Keith Arbour of Cambridge, Massachusetts, authored the bibliographic work for the catalog that was published as a reference work. Canvassing Books, Sample Books, and Subscription Publishers' Ephemera, 1833-1951, in the Collection of Michael Zinman (1996) is one of the most comprehensive guides to this field of collecting.
The Zinman/Seymour collection has samples dating as early as the 1820s, but very recently Robert Seymour resumed the mantle of Big Book Kahuna when he acquired an even earlier edition. This sample book for A New Critical Pronouncing Dictionary of the English Language advertised a dictionary compiled by Richard S. Coxe (a mere teen at the time) that was published by Allinson in 1812.
Keith Arbour reports it is the "earliest fully formed modern American canvassing book known." It is a particularly wonderful find. Not only is it a representation of the earliest known artifact of its kind, but the publisher accumulated an impressive array of subscribers, including former President John Adams, Rhode Island capitalist Samuel Slater, Josiah Quincy, Richard Rush, Tapping Reeve, Timothy Dwight, and other notable American figures. (Each of whose signatures adds value to the book.)

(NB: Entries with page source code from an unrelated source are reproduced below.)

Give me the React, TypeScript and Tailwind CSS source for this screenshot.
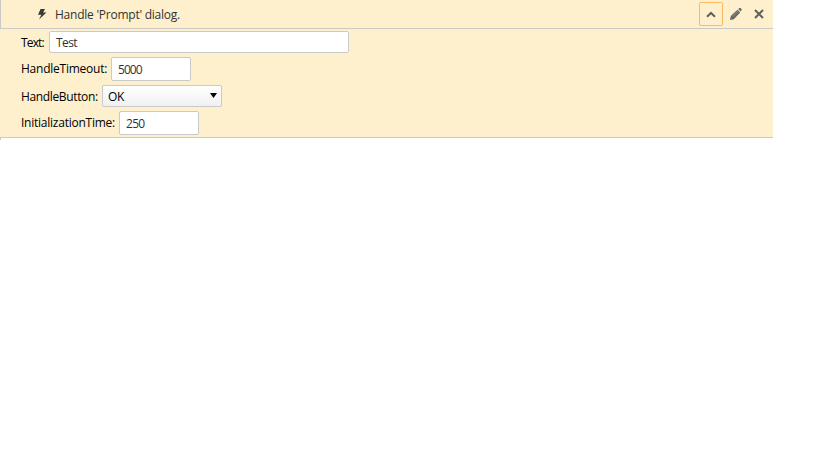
import type { ReactNode } from 'react';

function Label({ className, children }: { className: string; children: ReactNode }) {
  return <label className={`shrink-0 whitespace-nowrap text-black ${className}`}>{children}</label>;
}

function Field({ value, className }: { value: string; className: string }) {
  return (
    <div className={`flex items-center rounded-xs border border-[#c9cacc] bg-white pl-1.5 text-[#333] ${className}`}>
      <span className="pt-0.5">{value}</span>
    </div>
  );
}

function StepHeader() {
  return (
    <div className="flex h-[29px] items-center border-b border-l border-[#c9c9c7] pr-[9px] text-[#333]">
      <svg className="ml-9 h-3 w-2.5" viewBox="0 0 10 12" fill="#3a3a3a">
        <path d="M3.500 1H8L6.200 4.600H9.500L2 11.500 4.300 6.800H1L3.500 1Z" />
      </svg>
      <span className="ml-2 flex-1 pt-0.5 tracking-[-0.02em]">Handle 'Prompt' dialog.</span>
      <button className="flex h-6 w-6 items-center justify-center rounded-xs border border-[#fdb95d]">
        <svg className="h-2 w-2.5" viewBox="0 0 10 8" fill="none" stroke="#606060" strokeWidth="2">
          <path d="M1 6.700 5 2.900l4 3.800" />
        </svg>
      </button>
      <svg className="ml-[7px] h-3 w-3" viewBox="0 0 12 12" fill="#666">
        <path d="M0 12l.8-4 6.700-6.200 2.700 2.700L3.800 11.200 0 12Z" />
        <path d="M8.200 1.100 9.200.2c.6-.5 1.200-.3 1.800.2s1 1.300.5 1.900l-.8 1.200-2.500-2.400Z" />
        <path d="M2.500 8.700 8 3.300" stroke="#a9a08d" strokeWidth=".8" />
      </svg>
      <svg className="ml-3 h-2.5 w-2.5" viewBox="0 0 10 10" fill="none" stroke="#606060" strokeWidth="2">
        <path d="m1 1 8 8M9 1 1 9" />
      </svg>
    </div>
  );
}

export default function App() {
  return (
    <div className="h-[460px] w-full bg-white font-['Open_Sans','Noto_Sans',sans-serif] text-[12px] leading-4">
      <div className="w-[773px] bg-[#fef0cd]">
        <StepHeader />
        <div className="flex h-[109px] flex-col border-b border-[#c9c9c7] pt-0.5 pl-[21px]">
          <div className="flex h-[22px] items-center">
            <Label className="w-7 pt-0.5 tracking-[-0.07em]">Text:</Label>
            <Field value="Test" className="h-[22px] w-[300px] tracking-[-0.05em]" />
          </div>
          <div className="mt-1 flex h-6 items-center">
            <Label className="w-[90px] tracking-[-0.02em]">HandleTimeout:</Label>
            <Field value="5000" className="h-6 w-20 tracking-[-0.08em]" />
          </div>
          <div className="mt-1 flex h-[22px] items-center">
            <Label className="w-[81px] pt-0.5 tracking-[-0.03em]">HandleButton:</Label>
            <div className="flex h-[22px] w-[120px] items-center justify-between rounded-xs border border-[#c9cacc] bg-linear-to-b from-white to-[#f0f0f0] pr-1 pl-[5px] text-black">
              <span className="pt-0.5 tracking-[-0.03em]">OK</span>
              <svg className="mb-0.5 h-[5px] w-[7px]" viewBox="0 0 7 5">
                <path d="M0 0h7L3.500 5Z" />
              </svg>
            </div>
          </div>
          <div className="mt-1 flex h-6 items-center">
            <Label className="w-[98px] tracking-[-0.02em]">InitializationTime:</Label>
            <Field value="250" className="h-6 w-20 tracking-[-0.06em]" />
          </div>
        </div>
      </div>
      <div className="h-0.5 border-l border-[#c9c9c7]" />
    </div>
  );
}
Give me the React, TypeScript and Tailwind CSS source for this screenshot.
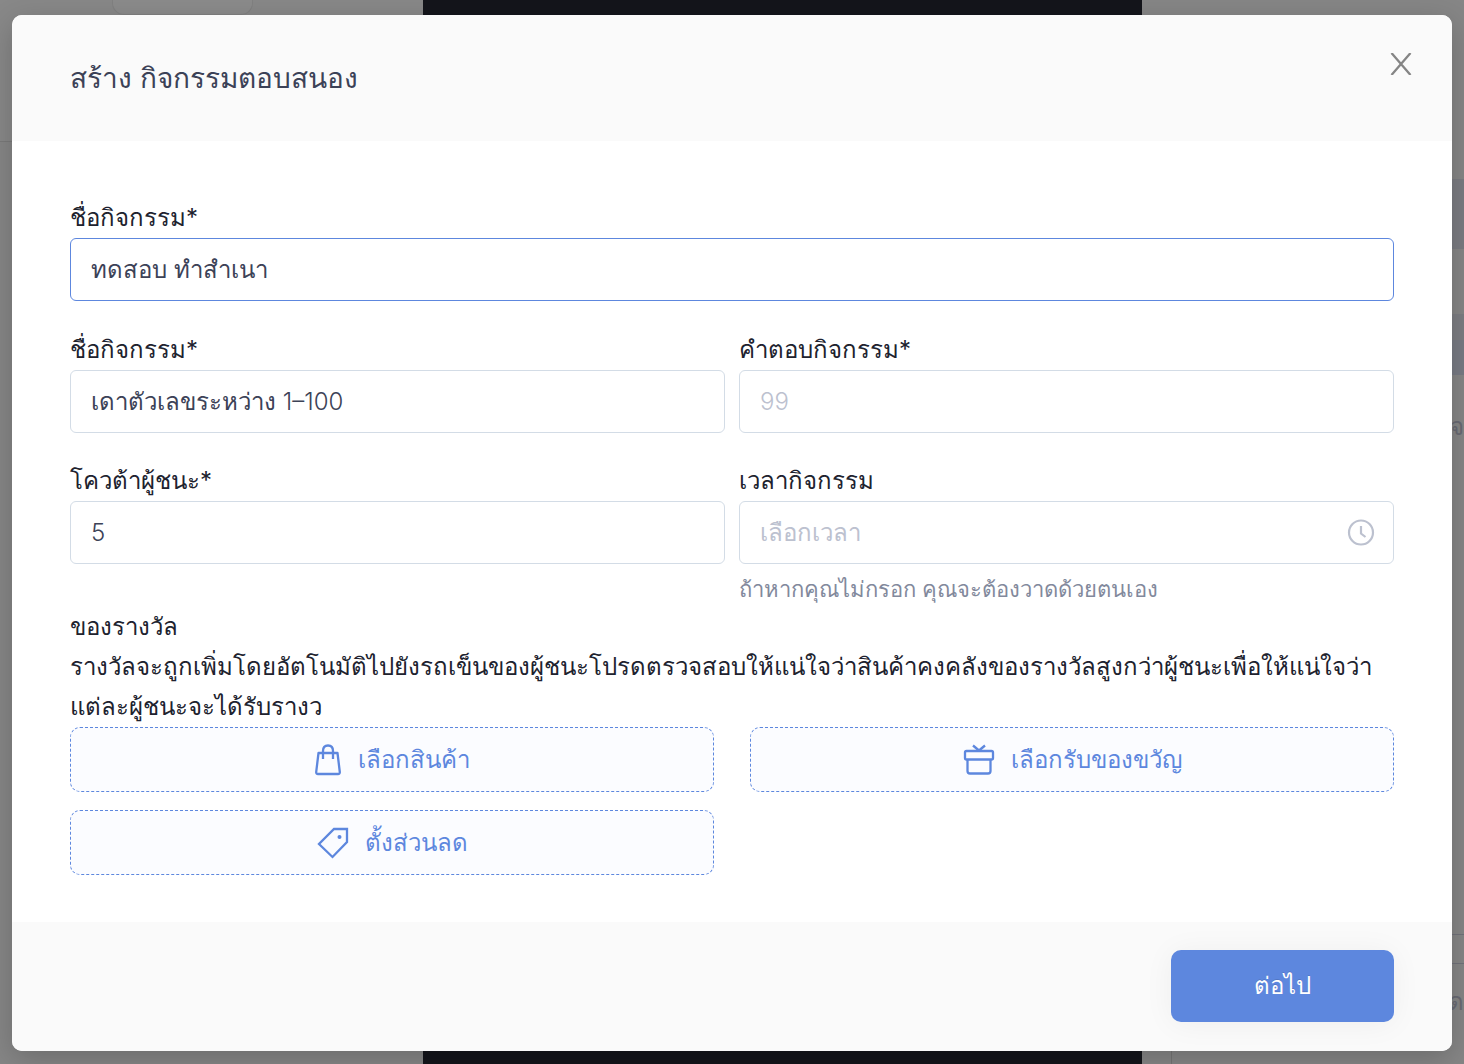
import { useState } from "react";
import type { ReactNode } from "react";

type FieldProps = {
  id: string;
  label: string;
  value: string;
  onChange: (value: string) => void;
  placeholder?: string;
  active?: boolean;
  icon?: ReactNode;
  hint?: string;
};

const Field = ({
  id,
  label,
  value,
  onChange,
  placeholder,
  active,
  icon,
  hint,
}: FieldProps) => (
  <div>
    <label htmlFor={id} className="block h-10 text-2xl leading-10 text-[#20222e]">
      {label}
    </label>
    <div
      className={`flex h-[63px] items-center rounded-md border bg-white pr-[18px] pl-5 ${
        active ? "border-[#5d87de]" : "border-[#d3dce6]"
      }`}
    >
      <input
        id={id}
        type="text"
        value={value}
        placeholder={placeholder}
        onChange={(e) => onChange(e.target.value)}
        className="h-full min-w-0 flex-1 bg-transparent text-2xl font-light text-[#3c4257] outline-none placeholder:text-[#bcc1cf]"
      />
      {icon}
    </div>
    {hint && <p className="pt-[7px] text-[22px] leading-9 text-[#82899c]">{hint}</p>}
  </div>
);

const ClockIcon = () => (
  <svg width="28" height="28" viewBox="0 0 28 28" fill="none" stroke="#bcc1cf" strokeWidth="2.2">
    <circle cx="14" cy="13.5" r="12" />
    <path d="M14 7v7.5l4.5 3.5" />
  </svg>
);

const BagIcon = () => (
  <svg width="28" height="32" viewBox="0 0 28 32" fill="none" stroke="currentColor" strokeWidth="2.3" strokeLinejoin="round">
    <path d="M4.5 9h19l2.3 19q.2 2-1.8 2H4q-2 0-1.800-2z" />
    <path d="M9 15V7q0-5.500 5-5.500t5 5.500v8" />
  </svg>
);

const GiftIcon = () => (
  <svg width="32" height="32" viewBox="0 0 32 32" fill="none" stroke="currentColor" strokeWidth="2.3" strokeLinejoin="round">
    <rect x="2" y="7" width="28" height="8.5" rx="1.5" />
    <path d="M4.5 15.500V27q0 2.500 2.500 2.500h18q2.500 0 2.500-2.500V15.500M10 1.500l6 5 6-5" />
  </svg>
);

const TagIcon = () => (
  <svg width="32" height="32" viewBox="0 0 32 32" fill="none" stroke="currentColor" strokeWidth="2.3">
    <path d="M17 2h13v13L15.500 30 2 17z" />
    <circle cx="22.5" cy="10" r="2" fill="currentColor" stroke="none" />
  </svg>
);

const PrizeButton = ({ icon, children }: { icon: ReactNode; children: ReactNode }) => (
  <button
    type="button"
    className="flex h-[65px] items-center justify-center gap-4 rounded-[10px] border border-dashed border-[#5d87de] bg-[#fbfcff] text-2xl text-[#5d87de]"
  >
    {icon}
    {children}
  </button>
);

const App = () => {
  const [name, setName] = useState("ทดสอบ ทำสำเนา");
  const [question, setQuestion] = useState("เดาตัวเลขระหว่าง 1–100");
  const [answer, setAnswer] = useState("");
  const [quota, setQuota] = useState("5");
  const [time, setTime] = useState("");

  return (
    <div className="relative min-h-screen overflow-hidden bg-[#868686] px-3 pt-[15px] pb-[13px] font-[Inter,sans-serif]">
      {/* Page behind the dialog */}
      <div className="absolute inset-0 grid grid-cols-[423fr_719fr_322fr]" aria-hidden="true">
        <div>
          <div className="h-[142px] border-b border-[#7a7a7a] bg-[#888888]">
            <div className="ml-28 h-[15px] w-[141px] rounded-b-xl border border-t-0 border-[#818181] bg-[#8b8b8b]" />
          </div>
        </div>
        <div className="bg-[#14151b]" />
        <div className="flex flex-col items-end bg-[#868686] pl-[29px] text-2xl text-[#696a73]">
          <div className="mt-[179px] h-[70px] w-3 bg-[#7b7c82]" />
          <div className="mt-[65px] h-[26px] w-3 bg-[#7d7e83]" />
          <div className="h-[35px] w-3 bg-[#787b84]" />
          <p className="mt-[34px] leading-9">าจ</p>
          <div className="mt-auto h-[30px] w-full border-y border-[#71727a]" />
          <div className="flex h-[100px] w-full justify-end border-l border-[#757575] pt-5">
            <p className="leading-9">ด</p>
          </div>
        </div>
      </div>

      <form
        role="dialog"
        aria-labelledby="dialog-title"
        onSubmit={(e) => e.preventDefault()}
        className="relative overflow-hidden rounded-[10px] bg-white shadow-[0_8px_30px_rgba(0,0,0,0.2)]"
      >
        {/* Header */}
        <header className="flex h-[126px] items-center justify-between bg-[#fafafa] pr-10 pl-[58px]">
          <h1 id="dialog-title" className="text-[28px] text-[#3c4257]">
            สร้าง กิจกรรมตอบสนอง
          </h1>
          <button type="button" aria-label="Close" className="mb-7 text-[#858585]">
            <svg width="22" height="22" viewBox="0 0 22 22" fill="none" stroke="currentColor" strokeWidth="2.3">
              <path d="M1.5 0l19 22M20.5 0l-19 22" />
            </svg>
          </button>
        </header>

        {/* Fields */}
        <div className="px-[58px] pt-[57px] pb-[47px]">
          <Field id="name" label="ชื่อกิจกรรม*" value={name} onChange={setName} active />
          <div className="mt-[29px] grid grid-cols-2 gap-x-3.5 gap-y-7">
            <Field id="question" label="ชื่อกิจกรรม*" value={question} onChange={setQuestion} />
            <Field id="answer" label="คำตอบกิจกรรม*" value={answer} onChange={setAnswer} placeholder="99" />
            <Field id="quota" label="โควต้าผู้ชนะ*" value={quota} onChange={setQuota} />
            <Field
              id="time"
              label="เวลากิจกรรม"
              value={time}
              onChange={setTime}
              placeholder="เลือกเวลา"
              icon={<ClockIcon />}
              hint="ถ้าหากคุณไม่กรอก คุณจะต้องวาดด้วยตนเอง"
            />
          </div>

          {/* Prizes */}
          <h2 className="text-2xl leading-10 text-[#20222e]">ของรางวัล</h2>
          <p className="text-2xl leading-10 text-[#20222e]">
            รางวัลจะถูกเพิ่มโดยอัตโนมัติไปยังรถเข็นของผู้ชนะโปรดตรวจสอบให้แน่ใจว่าสินค้าคงคลังของรางวัลสูงกว่าผู้ชนะเพื่อให้แน่ใจว่าแต่ละผู้ชนะจะได้รับรางว
          </p>
          <div className="grid grid-cols-2 gap-x-9 gap-y-[18px]">
            <PrizeButton icon={<BagIcon />}>เลือกสินค้า</PrizeButton>
            <PrizeButton icon={<GiftIcon />}>เลือกรับของขวัญ</PrizeButton>
            <PrizeButton icon={<TagIcon />}>ตั้งส่วนลด</PrizeButton>
          </div>
        </div>

        {/* Footer */}
        <footer className="flex justify-end bg-[#fafafa] px-[58px] pt-7 pb-[29px]">
          <button
            type="submit"
            className="h-[72px] w-[223px] rounded-[10px] bg-[#5d87de] text-2xl font-medium text-white shadow-[0_2px_30px_rgba(0,0,0,0.05)] text-shadow-[0_-1px_0_rgba(0,0,0,0.12)]"
          >
            ต่อไป
          </button>
        </footer>
      </form>
    </div>
  );
};

export default App;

These sample books have been an obscure facet of the book trade, but they represent a significant shift in the history of publishing. Until this form of salesmanship was introduced, the local printer was often writer and publisher of his own works. If another author came along, it was a print-for-hire deal or a partnership that engaged both parties in the process of selling. Providing sample books to salesmen took the responsibility of sales away from the manufacturer of the book, creating a separate function for the publisher to handle. This allowed middlemen to capitalize on a growing market that transcended the printer's geographic locale. This also created a shift from the printer having control over the book to the publisher who, when armed with a subscriber list to guarantee payment, could allow a multitude of printers to bid on the job.
For those researching canvassing books or those wishing to see samples, the AAS (American Antiquarian Society) in Worcester, Masssachusetts, has 400 in their possession http://www.americanantiquarian.org/booksamples.htm. The University of Pennsylvania has 1,780. Those without access to these institutions can still learn more through the reference book produced by Arbour. And for a quick look at the history of this genre, visit http://www.library.upenn.edu/exhibits/rbm/agents/index.html.
And if you think this genre has run its course, there are still finds out there. Bob Seymour still holds his sampling of Twains and predicts that somewhere, within a maze of books upon books upon books that you find in many antiquarian shops, a tiny treasure such as this is just waiting to be unearthed.